The name "Peace at Home Council" is derived from 'Peace at Home, Peace in the World', which is a famous quote of Atatürk. Although it was self-declared as the successor to the incumbent 65th government of Turkey, people taking to the streets caused the coup attempt to fail, meaning that the Council took neither de facto nor de jure power in the country.

==Events==
The formation of the council and its dismissal of the Justice and Development Party (AKP) government was announced live on the state broadcaster TRT after soldiers took over the channel's broadcasting headquarters. The stated aims of the council were "to reinstate constitutional order, human rights and freedoms, the rule of law and general security that was damaged". No set information regarding members and structure of the council were given and TRT suspended broadcasting shortly after the delivery of the statement announcing the council's creation.

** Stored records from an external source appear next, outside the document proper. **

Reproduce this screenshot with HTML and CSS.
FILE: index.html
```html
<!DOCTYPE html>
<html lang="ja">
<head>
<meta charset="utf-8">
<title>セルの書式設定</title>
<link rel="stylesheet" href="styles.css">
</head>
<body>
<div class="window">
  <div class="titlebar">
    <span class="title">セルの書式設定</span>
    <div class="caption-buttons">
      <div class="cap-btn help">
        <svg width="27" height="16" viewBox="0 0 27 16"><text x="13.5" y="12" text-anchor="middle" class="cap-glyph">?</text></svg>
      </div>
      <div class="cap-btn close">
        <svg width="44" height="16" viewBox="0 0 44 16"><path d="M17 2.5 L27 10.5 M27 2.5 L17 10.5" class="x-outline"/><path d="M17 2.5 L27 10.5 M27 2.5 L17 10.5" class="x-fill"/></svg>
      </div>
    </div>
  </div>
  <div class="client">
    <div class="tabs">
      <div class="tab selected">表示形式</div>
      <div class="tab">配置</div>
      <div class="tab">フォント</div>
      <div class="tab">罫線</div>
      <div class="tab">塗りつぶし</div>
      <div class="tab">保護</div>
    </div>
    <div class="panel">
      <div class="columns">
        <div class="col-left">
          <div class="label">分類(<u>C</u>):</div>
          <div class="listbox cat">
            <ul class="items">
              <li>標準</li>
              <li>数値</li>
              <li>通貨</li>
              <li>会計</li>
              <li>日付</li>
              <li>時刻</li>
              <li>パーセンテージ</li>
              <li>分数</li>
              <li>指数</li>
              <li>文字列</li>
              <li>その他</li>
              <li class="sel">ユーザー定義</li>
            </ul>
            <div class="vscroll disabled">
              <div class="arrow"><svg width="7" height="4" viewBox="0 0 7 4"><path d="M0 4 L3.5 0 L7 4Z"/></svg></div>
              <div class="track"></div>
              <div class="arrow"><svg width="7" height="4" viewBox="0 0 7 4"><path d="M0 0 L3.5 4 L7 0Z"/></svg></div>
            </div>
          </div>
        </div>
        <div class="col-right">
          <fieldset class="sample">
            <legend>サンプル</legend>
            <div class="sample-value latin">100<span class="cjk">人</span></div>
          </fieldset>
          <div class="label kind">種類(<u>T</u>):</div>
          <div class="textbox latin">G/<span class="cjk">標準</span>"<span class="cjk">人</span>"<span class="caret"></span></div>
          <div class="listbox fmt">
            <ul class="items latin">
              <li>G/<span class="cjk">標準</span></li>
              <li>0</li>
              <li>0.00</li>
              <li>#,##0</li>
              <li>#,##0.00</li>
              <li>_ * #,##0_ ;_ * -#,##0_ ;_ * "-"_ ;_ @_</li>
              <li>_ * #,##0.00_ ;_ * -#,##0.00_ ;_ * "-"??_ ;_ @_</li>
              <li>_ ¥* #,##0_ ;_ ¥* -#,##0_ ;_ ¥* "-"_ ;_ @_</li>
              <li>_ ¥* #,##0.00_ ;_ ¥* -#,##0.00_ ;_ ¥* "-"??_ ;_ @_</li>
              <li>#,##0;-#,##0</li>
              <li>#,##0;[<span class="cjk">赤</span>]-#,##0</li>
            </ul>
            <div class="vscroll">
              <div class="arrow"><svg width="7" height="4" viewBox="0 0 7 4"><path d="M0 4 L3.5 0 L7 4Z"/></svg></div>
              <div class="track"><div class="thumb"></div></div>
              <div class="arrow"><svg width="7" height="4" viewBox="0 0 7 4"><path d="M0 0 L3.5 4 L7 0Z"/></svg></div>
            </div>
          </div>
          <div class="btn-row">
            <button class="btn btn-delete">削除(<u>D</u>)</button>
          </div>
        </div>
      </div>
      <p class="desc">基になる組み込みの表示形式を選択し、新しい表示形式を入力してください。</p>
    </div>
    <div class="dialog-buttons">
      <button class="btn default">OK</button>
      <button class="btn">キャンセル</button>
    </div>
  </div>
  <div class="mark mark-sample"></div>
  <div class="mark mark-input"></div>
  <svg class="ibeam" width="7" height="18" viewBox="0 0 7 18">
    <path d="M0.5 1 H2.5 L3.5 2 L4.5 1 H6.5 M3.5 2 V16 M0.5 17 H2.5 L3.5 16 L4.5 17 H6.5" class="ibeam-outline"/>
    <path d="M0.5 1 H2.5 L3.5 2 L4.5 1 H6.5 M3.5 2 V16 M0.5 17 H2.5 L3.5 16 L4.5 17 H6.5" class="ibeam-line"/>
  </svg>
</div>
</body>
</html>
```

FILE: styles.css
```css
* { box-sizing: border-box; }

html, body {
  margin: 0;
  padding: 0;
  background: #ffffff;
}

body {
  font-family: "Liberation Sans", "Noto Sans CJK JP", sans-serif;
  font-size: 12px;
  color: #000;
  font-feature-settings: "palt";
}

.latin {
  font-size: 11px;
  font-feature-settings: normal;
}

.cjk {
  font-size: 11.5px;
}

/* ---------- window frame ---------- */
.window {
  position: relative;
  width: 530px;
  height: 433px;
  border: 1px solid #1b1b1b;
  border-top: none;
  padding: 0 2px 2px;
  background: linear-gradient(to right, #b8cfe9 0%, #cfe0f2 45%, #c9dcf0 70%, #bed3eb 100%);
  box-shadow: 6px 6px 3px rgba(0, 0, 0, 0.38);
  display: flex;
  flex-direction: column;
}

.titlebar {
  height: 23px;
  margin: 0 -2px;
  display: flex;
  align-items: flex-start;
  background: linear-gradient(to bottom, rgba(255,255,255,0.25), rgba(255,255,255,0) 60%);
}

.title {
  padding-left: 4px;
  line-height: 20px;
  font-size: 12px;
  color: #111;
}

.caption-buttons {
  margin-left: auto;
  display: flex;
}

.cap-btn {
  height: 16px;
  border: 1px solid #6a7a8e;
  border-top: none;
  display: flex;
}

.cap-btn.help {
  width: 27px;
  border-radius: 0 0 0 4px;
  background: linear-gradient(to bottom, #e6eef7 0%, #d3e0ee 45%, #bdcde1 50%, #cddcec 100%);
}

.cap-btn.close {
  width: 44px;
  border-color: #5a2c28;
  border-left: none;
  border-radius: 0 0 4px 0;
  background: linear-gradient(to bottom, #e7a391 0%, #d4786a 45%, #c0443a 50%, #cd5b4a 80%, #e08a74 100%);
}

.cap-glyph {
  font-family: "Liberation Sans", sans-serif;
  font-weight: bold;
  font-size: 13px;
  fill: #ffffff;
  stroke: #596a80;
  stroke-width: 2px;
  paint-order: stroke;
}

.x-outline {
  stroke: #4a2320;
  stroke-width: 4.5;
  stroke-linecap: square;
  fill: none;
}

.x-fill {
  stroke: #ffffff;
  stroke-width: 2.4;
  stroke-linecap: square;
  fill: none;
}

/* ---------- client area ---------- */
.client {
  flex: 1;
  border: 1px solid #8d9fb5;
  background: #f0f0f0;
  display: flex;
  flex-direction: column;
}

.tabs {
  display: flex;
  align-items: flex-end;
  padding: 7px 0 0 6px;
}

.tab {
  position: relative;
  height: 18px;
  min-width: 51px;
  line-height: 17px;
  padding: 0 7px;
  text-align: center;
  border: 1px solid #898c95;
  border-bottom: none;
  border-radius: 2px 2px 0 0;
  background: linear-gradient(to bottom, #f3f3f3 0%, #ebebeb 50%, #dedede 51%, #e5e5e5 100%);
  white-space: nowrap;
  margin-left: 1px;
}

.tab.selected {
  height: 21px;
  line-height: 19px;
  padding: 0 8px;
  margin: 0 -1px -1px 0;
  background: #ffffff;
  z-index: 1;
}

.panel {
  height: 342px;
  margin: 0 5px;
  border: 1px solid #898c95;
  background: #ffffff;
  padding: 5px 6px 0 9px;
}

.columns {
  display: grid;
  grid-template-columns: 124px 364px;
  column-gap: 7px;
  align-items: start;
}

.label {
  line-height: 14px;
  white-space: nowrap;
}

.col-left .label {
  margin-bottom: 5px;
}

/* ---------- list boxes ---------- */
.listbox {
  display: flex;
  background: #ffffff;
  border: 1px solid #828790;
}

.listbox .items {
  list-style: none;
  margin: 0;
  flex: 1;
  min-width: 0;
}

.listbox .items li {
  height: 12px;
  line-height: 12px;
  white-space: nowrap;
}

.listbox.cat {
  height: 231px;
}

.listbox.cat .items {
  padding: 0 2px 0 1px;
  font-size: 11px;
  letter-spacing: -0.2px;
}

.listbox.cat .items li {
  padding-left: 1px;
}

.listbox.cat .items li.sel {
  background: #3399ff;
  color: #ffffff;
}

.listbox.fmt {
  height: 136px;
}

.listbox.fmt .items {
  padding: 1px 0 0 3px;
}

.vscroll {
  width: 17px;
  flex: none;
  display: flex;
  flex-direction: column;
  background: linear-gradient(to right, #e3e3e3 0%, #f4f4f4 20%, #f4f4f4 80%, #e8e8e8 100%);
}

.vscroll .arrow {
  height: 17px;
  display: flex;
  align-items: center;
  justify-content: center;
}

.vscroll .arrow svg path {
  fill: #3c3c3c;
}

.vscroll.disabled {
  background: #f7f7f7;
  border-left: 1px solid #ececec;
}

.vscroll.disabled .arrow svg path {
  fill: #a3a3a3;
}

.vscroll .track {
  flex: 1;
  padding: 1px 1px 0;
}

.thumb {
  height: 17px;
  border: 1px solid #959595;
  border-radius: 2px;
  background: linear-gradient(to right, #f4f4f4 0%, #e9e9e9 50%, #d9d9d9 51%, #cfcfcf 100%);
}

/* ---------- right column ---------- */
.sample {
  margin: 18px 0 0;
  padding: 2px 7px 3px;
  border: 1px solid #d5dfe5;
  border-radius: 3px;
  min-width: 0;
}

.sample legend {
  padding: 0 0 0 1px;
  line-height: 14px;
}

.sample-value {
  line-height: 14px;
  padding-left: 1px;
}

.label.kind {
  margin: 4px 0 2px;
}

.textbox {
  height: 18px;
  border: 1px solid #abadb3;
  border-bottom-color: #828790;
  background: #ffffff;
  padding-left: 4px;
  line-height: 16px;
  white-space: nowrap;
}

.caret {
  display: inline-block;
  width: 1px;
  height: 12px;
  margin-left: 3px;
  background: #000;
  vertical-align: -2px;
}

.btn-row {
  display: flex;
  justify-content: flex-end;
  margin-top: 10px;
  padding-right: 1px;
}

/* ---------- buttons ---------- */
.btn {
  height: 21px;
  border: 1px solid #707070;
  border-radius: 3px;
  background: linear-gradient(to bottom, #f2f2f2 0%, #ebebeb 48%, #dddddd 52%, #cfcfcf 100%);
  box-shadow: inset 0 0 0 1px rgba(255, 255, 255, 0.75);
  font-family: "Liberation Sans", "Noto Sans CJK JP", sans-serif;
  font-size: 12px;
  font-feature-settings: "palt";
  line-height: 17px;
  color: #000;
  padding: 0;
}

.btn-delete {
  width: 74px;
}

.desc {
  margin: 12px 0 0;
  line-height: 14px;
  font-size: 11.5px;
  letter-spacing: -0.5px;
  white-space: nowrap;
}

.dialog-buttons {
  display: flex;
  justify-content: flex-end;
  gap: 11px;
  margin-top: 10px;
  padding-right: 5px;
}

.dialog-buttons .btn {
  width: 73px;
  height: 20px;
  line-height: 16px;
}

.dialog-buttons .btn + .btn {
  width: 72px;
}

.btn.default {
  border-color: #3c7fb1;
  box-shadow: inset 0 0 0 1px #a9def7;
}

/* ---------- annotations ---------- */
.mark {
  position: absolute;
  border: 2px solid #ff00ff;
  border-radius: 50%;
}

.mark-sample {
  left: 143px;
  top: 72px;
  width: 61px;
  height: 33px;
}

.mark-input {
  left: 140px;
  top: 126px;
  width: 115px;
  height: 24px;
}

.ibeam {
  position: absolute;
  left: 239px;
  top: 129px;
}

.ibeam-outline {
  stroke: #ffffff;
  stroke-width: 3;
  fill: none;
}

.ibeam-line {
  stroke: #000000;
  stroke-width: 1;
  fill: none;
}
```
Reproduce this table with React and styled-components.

==Statement and subsequent analysis==
The statement that was read on air at TRT headquarters, said (in Turkish) that

"It is the wish and order of the Turkish Armed Forces for this statement to be broadcast on all channels of the Turkish Republic. The valuable citizens of the Turkish Republic have systematically been subject to constitutional and legal infringements threatening the basic characteristics and vital institutions of the state, while all state institutions including the Turkish Armed Forces have undergone attempts to be redesigned based on ideological motives, rendering them unfit for purpose. Fundamental rights and freedoms as well as the secular democratic legal structure based on the separation of powers have been abolished by the heedless, misguided and even treacherous president and government officials. Our state has lost its rightful international reputation and has become a country governed by an autocracy based on fear and where fundamental human rights are overlooked. The wrong decisions taken by the political elite have resulted in the failure to combat growing terrorism, which has claimed the lives of several innocent citizens and security forces who have been fighting against terror. The corruption and pilferage within the bureaucracy have reached serious levels, while the judicial system throughout the country has become unfit for purpose. In these circumstances, the Turkish Armed Forces, that founded and has guarded to this day the Turkish Republic under extraordinary sacrifices, established under the leadership of the Great Atatürk, has in order to continue the country's indivisible unity in the wake of the Peace at Home, Peace in the World ideal, to safeguard the survival of the nation and the state, to eliminate the threats our Republic's victories face, to eliminate the de facto obstructions to our justice system, to stop corruption that has become a national security threat, to allow efficient operations against all forms of terrorism, to bring forward fundamental and universal human rights to all our citizens regardless of race or ethnicity and to re-establish the constitutionally enshrined values of a secular democratic social and legal state, to regain our nation's lost international reputation and to establish stronger relations and co-operate for international peace, stability and serenity, taken over administration.

The governance of the State will be undertaken by the established Peace at Home Council. The Peace at Home Council has taken every action to ensure that it fulfils the obligations set by all international institutions, including the United Nations and NATO. The government, which has lost all its legitimacy, has been dismissed from office."

===Analysis===
A BBC article by Ezgi Başaran said that "the statement of the junta, that was ... read on ... government TV as the coup got under way, bore a strong resemblance to Mustafa Kemal Atatürk's famous address to the Turkish Youth. [...] On the other hand, given that these references are too obvious, they may have been intentionally included to insinuate a Kemalist junta rather than a Gülenist one".

===Staged coup allegations===
In the aftermath of the coup attempt, commentators on social media alleged that the creation of the council had been staged to invoke greater support for the governing Justice and Development Party (AKP), with some skeptics citing the lack of any solid information on the council's actual composition as evidence that the entire ordeal had been faked by the government."

==Composition==
No official statement regarding the composition of the council was given. According to the state-run Anadolu News Agency, subsequent investigations and allegations pointed to the leader being former Colonel Muharrem Köse, who had been dismissed earlier in 2016 from his role as legal advisor to the Chief of Staff due to his apparent links with Fethullah Gülen.

==Aftermath==
The Peace Council was eventually unable to take power after pro-coup forces were defeated and the incumbent AKP government retained control. Mass arrests were later made, targeting over two thousand soldiers including senior officers and generals. Speculation emerged that former Turkish Air Force Commander Akın Öztürk had been in charge of the coup attempt.